Wright & Morrissey protested the agency’s decision, arguing that the awardee’s intended bid price was not clear from its bid, and the bid was nonresponsive. The GAO disagreed.
In a sealed-bid procurement under FAR Part 14, a bidder’s request for correction of its bid after bid opening but prior to award may be granted where clear and convincing evidence establishes both the existence of the mistake and the bid actually intended. FAR 14.407-3(a). If correction would displace one or more lower bids, the agency may allow correction only if the existence of the mistake and the bid actually intended are ascertainable substantially from the invitation and the bid itself. The annotated bid here “clearly and convincingly” evidenced a mistake consisting of double-counting the price of two CLINs, making the intended price “evident from the face of the bid” itself.

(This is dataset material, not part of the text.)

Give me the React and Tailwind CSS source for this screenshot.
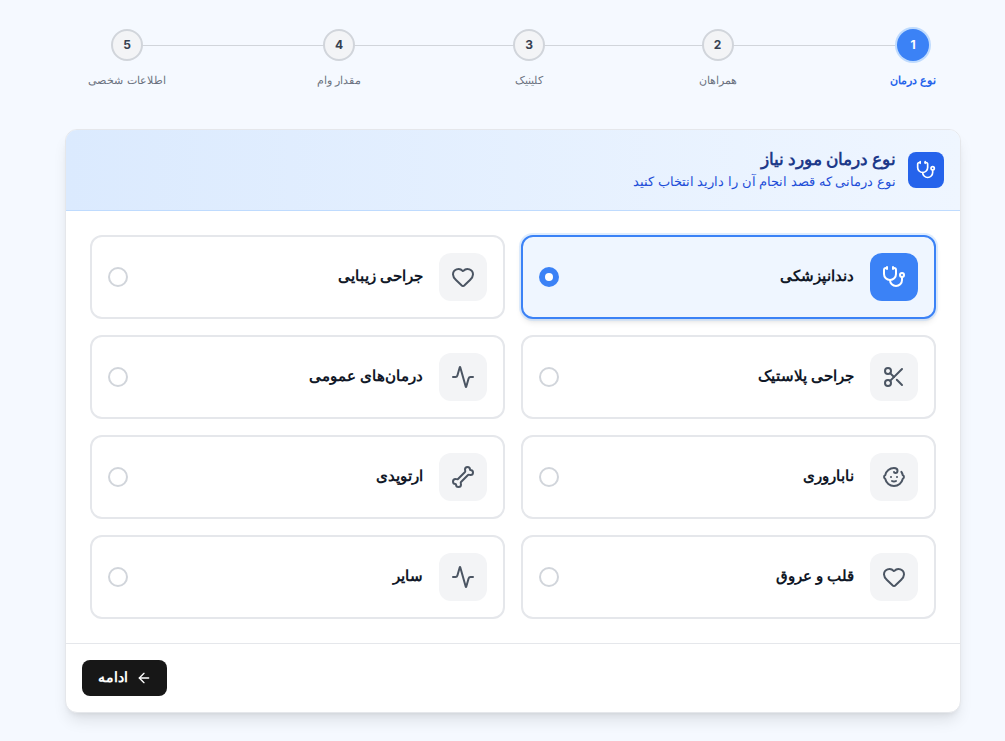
import React from "react";
import { Stethoscope, Heart, Scissors, Activity, Baby, Bone, ArrowLeft } from "lucide-react";

const steps = [
  ["1", "نوع درمان", "w-[47px]", true],
  ["2", "همراهان", "w-[41px]"],
  ["3", "کلینیک", "w-[33px]"],
  ["4", "مقدار وام", "w-[44px]"],
  ["5", "اطلاعات شخصی", "w-[77px]"],
];

const options = [
  ["دندانپزشکی", Stethoscope, true],
  ["جراحی زیبایی", Heart],
  ["جراحی پلاستیک", Scissors],
  ["درمان‌های عمومی", Activity],
  ["ناباروری", Baby],
  ["ارتوپدی", Bone],
  ["قلب و عروق", Heart],
  ["سایر", Activity],
];

function Step({ n, label, width, active }) {
  return (
    <div className={`relative flex flex-col items-center gap-[11px] ${width}`}>
      <div
        className={
          active
            ? "w-8 h-8 rounded-full bg-[#3b82f6] text-white ring-2 ring-[#bfdbfe] flex items-center justify-center text-xs font-bold"
            : "w-8 h-8 rounded-full bg-[#f3f4f6] border-2 border-[#d1d5db] text-[#374151] flex items-center justify-center text-xs font-bold"
        }
      >
        {n}
      </div>
      <span className={active ? "text-[11px] leading-4 font-bold text-[#2563eb] whitespace-nowrap" : "text-[11px] leading-4 text-[#6b7280] whitespace-nowrap"}>
        {label}
      </span>
    </div>
  );
}

function Option({ label, Icon, active }) {
  return (
    <div
      className={
        active
          ? "h-[84px] rounded-xl border-2 border-[#3b82f6] bg-[#eff6ff] shadow-md ring-2 ring-[#bfdbfe]/50 p-4 flex items-center gap-4"
          : "h-[84px] rounded-xl border-2 border-[#e5e7eb] bg-white p-4 flex items-center gap-4"
      }
    >
      <div
        className={
          active
            ? "w-12 h-12 rounded-xl bg-[#3b82f6] text-white flex items-center justify-center shrink-0"
            : "w-12 h-12 rounded-xl bg-[#f3f4f6] text-[#4b5563] flex items-center justify-center shrink-0"
        }
      >
        <Icon size={24} strokeWidth={2} />
      </div>
      <span className="flex-1 pb-0.5 text-[15px] font-semibold text-[#111827]">{label}</span>
      {active ? (
        <div className="w-5 h-5 rounded-full bg-[#3b82f6] flex items-center justify-center shrink-0">
          <div className="w-2 h-2 rounded-full bg-white" />
        </div>
      ) : (
        <div className="w-5 h-5 rounded-full border-2 border-[#d1d5db] shrink-0" />
      )}
    </div>
  );
}

export default function App() {
  return (
    <div dir="rtl" className="min-h-[741px] bg-[#f5f9ff] pt-[29px] pr-[44px] font-['Inter','Noto_Sans',sans-serif]">
      <div className="w-[896px]">
        <div className="relative flex items-start justify-between pr-[24.5px] pl-[23.5px] mb-[41px]">
          <div className="absolute top-4 right-[48px] left-[62px] h-px bg-[#d1d5db]" />
          {steps.map(([n, label, width, active]) => (
            <Step key={n} n={n} label={label} width={width} active={active} />
          ))}
        </div>
        <div className="rounded-xl border border-[#e5e7eb] bg-white shadow-lg overflow-hidden">
          <div className="h-[81px] px-4 flex items-center gap-3 border-b border-[#bfdbfe] bg-gradient-to-l from-[#eff6ff] to-[#dbeafe]">
            <div className="w-9 h-9 rounded-lg bg-[#2563eb] text-white flex items-center justify-center shrink-0">
              <Stethoscope size={20} />
            </div>
            <div>
              <h2 className="text-[17px] font-bold leading-[22px] text-[#1e3a8a]">نوع درمان مورد نیاز</h2>
              <p className="text-[13px] leading-[22px] text-[#1d4ed8]">نوع درمانی که قصد انجام آن را دارید انتخاب کنید</p>
            </div>
          </div>
          <div className="p-6 grid grid-cols-2 gap-4">
            {options.map(([label, Icon, active]) => (
              <Option key={label} label={label} Icon={Icon} active={active} />
            ))}
          </div>
          <div className="border-t border-[#e5e7eb] p-4 flex justify-end">
            <button className="h-9 w-[85px] rounded-lg bg-[#171717] text-white text-sm font-bold flex items-center justify-center gap-2">
              <ArrowLeft size={16} />
              <span className="pb-0.5">ادامه</span>
            </button>
          </div>
        </div>
      </div>
    </div>
  );
}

Therefore, the contracting officer did not err by allowing the bidder to clarify its intended bid. The GAO accordingly denied the protest.
Takeaway: Scour your proposals for errors before submitting them. Although an agency may exercise its discretion as appropriate, you generally are not owed an opportunity to correct your mistakes, except under the narrow exceptions applicable to sealed-bid procurements. Under the GAO’s case law, offerors in negotiated proposals are not entitled to second chances (although a handful of Court of Federal Claims decisions have scrutinized agency discretion where a simple and obvious proposal error could have been easily addressed through clarifications, and where the added value of that proposal was significant).